**Work to complete**
Print the lines starting at the line containing "Convert this screenshot" and ending at the line containing "string; keys?: string;", exactly and in full, without the pictures.

**Excerpted data**
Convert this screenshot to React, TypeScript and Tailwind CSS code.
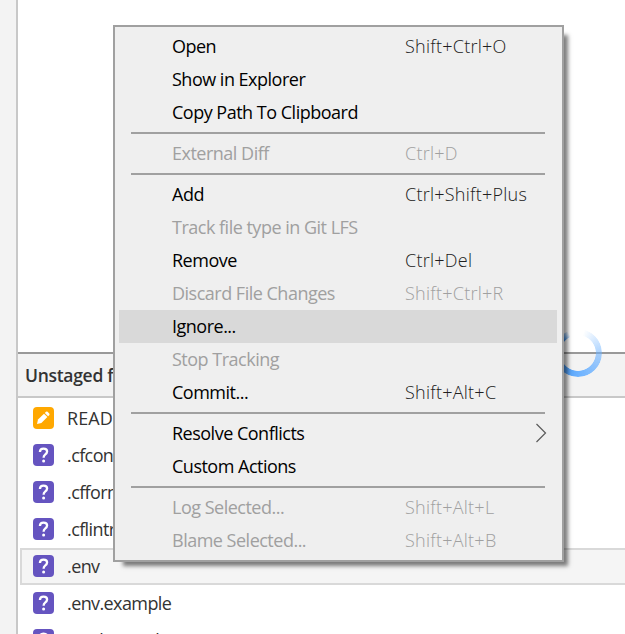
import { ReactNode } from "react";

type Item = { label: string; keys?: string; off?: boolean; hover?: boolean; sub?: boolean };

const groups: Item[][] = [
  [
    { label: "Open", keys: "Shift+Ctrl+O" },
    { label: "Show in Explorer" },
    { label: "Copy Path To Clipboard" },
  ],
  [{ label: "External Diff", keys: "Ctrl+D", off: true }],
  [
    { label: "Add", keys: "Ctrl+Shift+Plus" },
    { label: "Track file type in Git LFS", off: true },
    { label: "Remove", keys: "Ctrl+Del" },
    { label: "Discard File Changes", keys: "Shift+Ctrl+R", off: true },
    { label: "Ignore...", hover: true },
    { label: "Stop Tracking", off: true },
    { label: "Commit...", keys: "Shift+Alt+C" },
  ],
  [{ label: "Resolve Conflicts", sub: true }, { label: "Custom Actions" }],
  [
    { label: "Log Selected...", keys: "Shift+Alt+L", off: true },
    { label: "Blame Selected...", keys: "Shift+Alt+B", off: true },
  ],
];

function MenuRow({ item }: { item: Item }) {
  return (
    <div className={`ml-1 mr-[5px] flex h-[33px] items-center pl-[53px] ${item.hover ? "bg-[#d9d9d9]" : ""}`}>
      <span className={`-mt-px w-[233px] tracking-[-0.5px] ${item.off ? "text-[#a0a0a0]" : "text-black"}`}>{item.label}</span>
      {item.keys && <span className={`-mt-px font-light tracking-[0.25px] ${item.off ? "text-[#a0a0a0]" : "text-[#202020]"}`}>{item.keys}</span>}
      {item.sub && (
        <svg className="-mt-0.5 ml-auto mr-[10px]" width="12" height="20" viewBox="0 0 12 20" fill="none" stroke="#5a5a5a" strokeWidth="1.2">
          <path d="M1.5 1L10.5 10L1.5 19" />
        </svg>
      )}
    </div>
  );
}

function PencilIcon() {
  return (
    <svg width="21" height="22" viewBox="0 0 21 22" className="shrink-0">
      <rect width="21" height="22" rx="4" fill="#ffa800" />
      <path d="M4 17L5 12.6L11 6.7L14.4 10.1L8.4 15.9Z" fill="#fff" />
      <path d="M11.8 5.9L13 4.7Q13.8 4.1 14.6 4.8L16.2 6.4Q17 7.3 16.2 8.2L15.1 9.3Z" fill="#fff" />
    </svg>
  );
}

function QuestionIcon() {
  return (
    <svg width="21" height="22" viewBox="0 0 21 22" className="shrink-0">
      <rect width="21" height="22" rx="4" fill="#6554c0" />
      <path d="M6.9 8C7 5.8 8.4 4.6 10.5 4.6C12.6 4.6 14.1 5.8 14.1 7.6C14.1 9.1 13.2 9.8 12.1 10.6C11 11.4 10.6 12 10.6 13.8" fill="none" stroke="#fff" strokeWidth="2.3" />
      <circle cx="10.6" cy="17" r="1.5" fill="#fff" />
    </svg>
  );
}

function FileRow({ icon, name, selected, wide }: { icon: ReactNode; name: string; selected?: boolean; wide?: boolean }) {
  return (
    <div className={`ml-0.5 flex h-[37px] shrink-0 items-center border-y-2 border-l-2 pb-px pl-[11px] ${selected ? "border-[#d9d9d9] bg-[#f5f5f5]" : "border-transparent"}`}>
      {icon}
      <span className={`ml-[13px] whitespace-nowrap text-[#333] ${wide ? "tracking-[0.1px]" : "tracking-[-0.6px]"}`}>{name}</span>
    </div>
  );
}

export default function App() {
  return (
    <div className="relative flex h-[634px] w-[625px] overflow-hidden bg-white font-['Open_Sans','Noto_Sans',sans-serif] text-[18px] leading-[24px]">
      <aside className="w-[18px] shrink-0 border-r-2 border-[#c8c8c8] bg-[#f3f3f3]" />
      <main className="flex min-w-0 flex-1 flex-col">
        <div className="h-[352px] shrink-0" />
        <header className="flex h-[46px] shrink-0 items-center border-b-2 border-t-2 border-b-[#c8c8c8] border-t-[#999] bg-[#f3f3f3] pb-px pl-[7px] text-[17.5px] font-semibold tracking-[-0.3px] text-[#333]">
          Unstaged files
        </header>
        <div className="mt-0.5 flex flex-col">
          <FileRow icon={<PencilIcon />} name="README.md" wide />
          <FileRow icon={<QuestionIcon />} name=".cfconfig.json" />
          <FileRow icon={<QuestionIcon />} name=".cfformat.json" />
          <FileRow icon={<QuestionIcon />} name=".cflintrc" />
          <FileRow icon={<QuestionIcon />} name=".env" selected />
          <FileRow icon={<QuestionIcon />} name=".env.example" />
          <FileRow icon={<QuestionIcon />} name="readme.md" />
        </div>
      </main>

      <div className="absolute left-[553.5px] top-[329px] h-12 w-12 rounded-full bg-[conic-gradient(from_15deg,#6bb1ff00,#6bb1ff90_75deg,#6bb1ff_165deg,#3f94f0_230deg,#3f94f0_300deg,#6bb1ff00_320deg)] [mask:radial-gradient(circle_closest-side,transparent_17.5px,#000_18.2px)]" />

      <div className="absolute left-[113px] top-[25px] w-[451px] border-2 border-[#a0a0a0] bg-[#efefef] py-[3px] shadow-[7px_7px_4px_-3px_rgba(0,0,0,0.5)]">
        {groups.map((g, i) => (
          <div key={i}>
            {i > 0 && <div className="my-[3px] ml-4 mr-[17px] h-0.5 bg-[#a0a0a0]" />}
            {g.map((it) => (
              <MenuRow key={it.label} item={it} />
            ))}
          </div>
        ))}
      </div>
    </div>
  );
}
--
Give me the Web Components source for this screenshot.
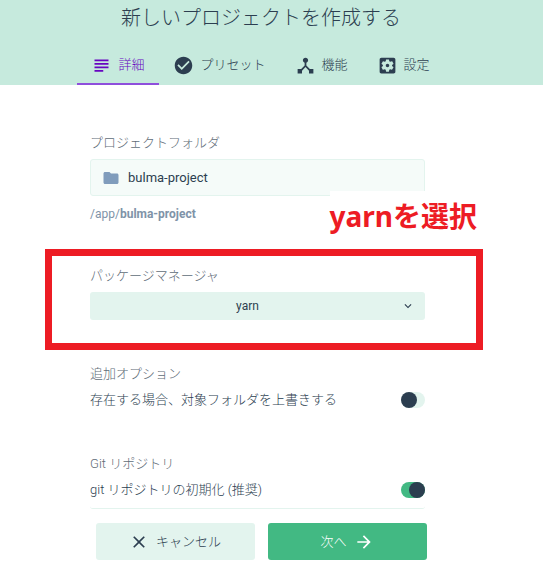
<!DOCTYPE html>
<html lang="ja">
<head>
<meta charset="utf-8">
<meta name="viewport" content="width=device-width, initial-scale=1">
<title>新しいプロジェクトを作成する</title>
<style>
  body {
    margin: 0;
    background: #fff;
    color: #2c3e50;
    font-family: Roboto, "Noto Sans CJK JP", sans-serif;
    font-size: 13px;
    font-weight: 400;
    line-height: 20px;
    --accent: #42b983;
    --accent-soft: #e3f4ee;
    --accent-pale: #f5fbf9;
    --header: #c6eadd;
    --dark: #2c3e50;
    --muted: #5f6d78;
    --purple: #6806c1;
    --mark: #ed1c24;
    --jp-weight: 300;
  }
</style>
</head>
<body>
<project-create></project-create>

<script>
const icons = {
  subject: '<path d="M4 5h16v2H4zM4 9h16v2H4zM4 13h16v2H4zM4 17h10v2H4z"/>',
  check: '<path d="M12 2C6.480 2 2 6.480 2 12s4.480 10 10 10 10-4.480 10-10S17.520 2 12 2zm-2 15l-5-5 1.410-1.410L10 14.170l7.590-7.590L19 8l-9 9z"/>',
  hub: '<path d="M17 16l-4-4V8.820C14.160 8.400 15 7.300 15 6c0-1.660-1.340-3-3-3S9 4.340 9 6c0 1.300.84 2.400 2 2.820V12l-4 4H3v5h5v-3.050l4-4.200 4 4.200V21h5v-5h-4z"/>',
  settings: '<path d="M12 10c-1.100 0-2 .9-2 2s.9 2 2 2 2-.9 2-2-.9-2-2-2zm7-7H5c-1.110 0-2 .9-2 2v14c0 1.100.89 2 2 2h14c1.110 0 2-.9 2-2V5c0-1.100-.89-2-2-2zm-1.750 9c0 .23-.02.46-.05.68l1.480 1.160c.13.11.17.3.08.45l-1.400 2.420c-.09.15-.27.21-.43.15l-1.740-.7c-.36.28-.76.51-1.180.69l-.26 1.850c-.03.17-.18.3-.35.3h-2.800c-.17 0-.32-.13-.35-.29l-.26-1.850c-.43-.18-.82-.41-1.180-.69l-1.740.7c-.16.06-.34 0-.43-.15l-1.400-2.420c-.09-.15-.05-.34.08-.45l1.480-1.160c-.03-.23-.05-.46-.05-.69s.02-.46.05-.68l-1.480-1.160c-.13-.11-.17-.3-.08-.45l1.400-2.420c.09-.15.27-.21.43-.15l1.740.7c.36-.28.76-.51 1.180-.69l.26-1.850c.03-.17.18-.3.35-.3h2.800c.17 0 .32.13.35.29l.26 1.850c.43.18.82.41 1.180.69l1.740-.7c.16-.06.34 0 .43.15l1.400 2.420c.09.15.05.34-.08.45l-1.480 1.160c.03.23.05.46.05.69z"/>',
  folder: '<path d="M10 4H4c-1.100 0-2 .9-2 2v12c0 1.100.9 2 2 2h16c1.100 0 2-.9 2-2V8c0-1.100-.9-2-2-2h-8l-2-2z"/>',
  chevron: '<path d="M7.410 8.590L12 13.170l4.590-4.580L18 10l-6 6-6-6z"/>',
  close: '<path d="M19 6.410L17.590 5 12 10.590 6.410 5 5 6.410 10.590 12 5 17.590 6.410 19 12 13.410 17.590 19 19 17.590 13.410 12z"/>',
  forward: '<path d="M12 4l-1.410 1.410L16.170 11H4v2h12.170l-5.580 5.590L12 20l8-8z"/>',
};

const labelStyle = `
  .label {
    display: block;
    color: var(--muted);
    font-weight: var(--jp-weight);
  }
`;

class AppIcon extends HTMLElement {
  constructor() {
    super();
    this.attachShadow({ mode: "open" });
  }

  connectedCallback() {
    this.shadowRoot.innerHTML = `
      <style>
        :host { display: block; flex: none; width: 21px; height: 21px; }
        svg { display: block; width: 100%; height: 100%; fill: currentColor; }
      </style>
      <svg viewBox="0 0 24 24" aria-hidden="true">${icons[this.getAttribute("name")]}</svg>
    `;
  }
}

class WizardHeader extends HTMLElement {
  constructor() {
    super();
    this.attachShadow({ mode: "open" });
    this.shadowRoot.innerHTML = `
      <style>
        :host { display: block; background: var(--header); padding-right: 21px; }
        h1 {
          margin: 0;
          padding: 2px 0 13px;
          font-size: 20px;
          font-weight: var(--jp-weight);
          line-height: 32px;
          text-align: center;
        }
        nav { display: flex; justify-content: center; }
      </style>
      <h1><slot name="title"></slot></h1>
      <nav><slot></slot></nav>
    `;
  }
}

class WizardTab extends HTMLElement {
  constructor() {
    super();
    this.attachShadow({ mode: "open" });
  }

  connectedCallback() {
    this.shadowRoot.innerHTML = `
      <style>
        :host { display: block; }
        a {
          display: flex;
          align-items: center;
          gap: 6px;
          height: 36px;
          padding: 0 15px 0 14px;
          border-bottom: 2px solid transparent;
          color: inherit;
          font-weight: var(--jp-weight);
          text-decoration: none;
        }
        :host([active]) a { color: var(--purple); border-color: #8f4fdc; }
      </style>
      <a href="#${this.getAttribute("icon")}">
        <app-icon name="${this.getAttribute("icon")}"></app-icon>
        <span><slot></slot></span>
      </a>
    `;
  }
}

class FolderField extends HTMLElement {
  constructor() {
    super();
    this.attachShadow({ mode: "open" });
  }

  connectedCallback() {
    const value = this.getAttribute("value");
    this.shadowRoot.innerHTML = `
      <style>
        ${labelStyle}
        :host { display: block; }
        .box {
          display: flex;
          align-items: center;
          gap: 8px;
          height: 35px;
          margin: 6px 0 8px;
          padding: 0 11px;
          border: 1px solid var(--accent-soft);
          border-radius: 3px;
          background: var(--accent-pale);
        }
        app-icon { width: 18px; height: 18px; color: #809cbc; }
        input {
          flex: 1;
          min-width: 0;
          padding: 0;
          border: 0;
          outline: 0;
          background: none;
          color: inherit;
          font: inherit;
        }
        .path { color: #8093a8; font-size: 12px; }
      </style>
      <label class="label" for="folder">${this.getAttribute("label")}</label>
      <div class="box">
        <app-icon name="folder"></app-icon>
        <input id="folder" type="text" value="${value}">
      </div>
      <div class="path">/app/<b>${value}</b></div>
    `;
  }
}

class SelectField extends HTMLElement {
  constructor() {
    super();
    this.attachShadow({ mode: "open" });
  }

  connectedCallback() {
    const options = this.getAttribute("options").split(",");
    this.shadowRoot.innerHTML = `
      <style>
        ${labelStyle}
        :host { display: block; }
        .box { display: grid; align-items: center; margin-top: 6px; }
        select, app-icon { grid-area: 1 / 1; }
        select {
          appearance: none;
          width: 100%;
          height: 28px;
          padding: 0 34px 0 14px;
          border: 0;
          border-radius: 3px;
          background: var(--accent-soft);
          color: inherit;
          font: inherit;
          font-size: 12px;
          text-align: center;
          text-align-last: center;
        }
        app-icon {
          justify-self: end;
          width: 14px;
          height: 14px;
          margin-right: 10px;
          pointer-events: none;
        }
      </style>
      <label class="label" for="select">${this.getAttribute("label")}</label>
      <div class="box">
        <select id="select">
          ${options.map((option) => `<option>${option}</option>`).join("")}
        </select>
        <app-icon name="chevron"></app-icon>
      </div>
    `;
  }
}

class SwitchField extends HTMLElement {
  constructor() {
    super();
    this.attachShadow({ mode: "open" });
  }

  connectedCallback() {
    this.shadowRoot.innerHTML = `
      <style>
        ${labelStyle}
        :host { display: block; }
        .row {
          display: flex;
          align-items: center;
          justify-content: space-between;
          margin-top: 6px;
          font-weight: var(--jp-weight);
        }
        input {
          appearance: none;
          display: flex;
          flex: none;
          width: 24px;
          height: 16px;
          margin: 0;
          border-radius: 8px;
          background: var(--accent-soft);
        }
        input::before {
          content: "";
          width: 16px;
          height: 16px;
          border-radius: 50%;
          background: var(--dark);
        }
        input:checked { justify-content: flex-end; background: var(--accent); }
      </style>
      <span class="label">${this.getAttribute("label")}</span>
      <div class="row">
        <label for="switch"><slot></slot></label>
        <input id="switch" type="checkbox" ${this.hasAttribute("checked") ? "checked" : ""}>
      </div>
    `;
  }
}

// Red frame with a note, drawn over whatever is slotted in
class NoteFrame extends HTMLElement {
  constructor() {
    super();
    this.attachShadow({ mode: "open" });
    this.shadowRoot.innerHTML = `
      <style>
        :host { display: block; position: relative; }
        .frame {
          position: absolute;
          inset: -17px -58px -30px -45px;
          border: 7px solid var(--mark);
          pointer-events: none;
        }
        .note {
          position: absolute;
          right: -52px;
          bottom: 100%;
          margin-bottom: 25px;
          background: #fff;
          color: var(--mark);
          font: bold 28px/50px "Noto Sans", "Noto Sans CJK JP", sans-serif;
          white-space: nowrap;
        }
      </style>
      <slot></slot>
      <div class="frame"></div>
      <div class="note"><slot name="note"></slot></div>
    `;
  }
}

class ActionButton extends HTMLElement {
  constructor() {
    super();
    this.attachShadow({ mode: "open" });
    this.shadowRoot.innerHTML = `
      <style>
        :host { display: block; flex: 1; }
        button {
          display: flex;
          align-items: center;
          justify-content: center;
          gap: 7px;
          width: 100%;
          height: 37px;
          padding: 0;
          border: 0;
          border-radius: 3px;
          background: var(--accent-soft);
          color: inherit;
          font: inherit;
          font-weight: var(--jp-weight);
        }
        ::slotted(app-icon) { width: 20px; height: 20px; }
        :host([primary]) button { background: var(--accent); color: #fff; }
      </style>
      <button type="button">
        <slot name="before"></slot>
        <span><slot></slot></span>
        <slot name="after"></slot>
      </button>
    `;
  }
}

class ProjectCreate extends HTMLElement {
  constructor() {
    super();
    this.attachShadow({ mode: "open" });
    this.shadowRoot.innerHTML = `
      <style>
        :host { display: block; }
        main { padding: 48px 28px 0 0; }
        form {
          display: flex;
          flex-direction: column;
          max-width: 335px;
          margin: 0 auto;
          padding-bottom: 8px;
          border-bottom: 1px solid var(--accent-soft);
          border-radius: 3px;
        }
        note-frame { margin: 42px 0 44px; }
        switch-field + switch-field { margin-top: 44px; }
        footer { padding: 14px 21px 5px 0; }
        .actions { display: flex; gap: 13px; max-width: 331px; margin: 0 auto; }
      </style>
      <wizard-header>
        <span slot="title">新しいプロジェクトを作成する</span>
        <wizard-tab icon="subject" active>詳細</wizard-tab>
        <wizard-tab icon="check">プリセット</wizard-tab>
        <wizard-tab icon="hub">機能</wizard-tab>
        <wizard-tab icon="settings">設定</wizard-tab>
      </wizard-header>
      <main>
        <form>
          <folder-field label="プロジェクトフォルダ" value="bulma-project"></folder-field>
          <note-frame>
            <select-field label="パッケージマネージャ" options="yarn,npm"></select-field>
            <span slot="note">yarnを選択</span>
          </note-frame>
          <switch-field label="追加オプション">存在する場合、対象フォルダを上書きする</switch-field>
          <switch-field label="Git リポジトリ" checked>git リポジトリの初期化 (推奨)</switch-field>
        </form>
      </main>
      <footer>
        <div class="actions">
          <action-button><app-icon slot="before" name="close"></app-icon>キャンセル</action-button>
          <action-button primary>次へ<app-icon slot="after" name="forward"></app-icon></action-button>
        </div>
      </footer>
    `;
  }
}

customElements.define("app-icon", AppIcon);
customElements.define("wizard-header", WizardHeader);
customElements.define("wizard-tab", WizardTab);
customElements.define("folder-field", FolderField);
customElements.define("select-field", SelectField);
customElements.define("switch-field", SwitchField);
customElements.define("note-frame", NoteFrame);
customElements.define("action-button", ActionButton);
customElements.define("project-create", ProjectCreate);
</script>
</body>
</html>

**Exercise result**
Convert this screenshot to React, TypeScript and Tailwind CSS code.
import { ReactNode } from "react";

type Item = { label: string; keys?: string; off?: boolean; hover?: boolean; sub?: boolean };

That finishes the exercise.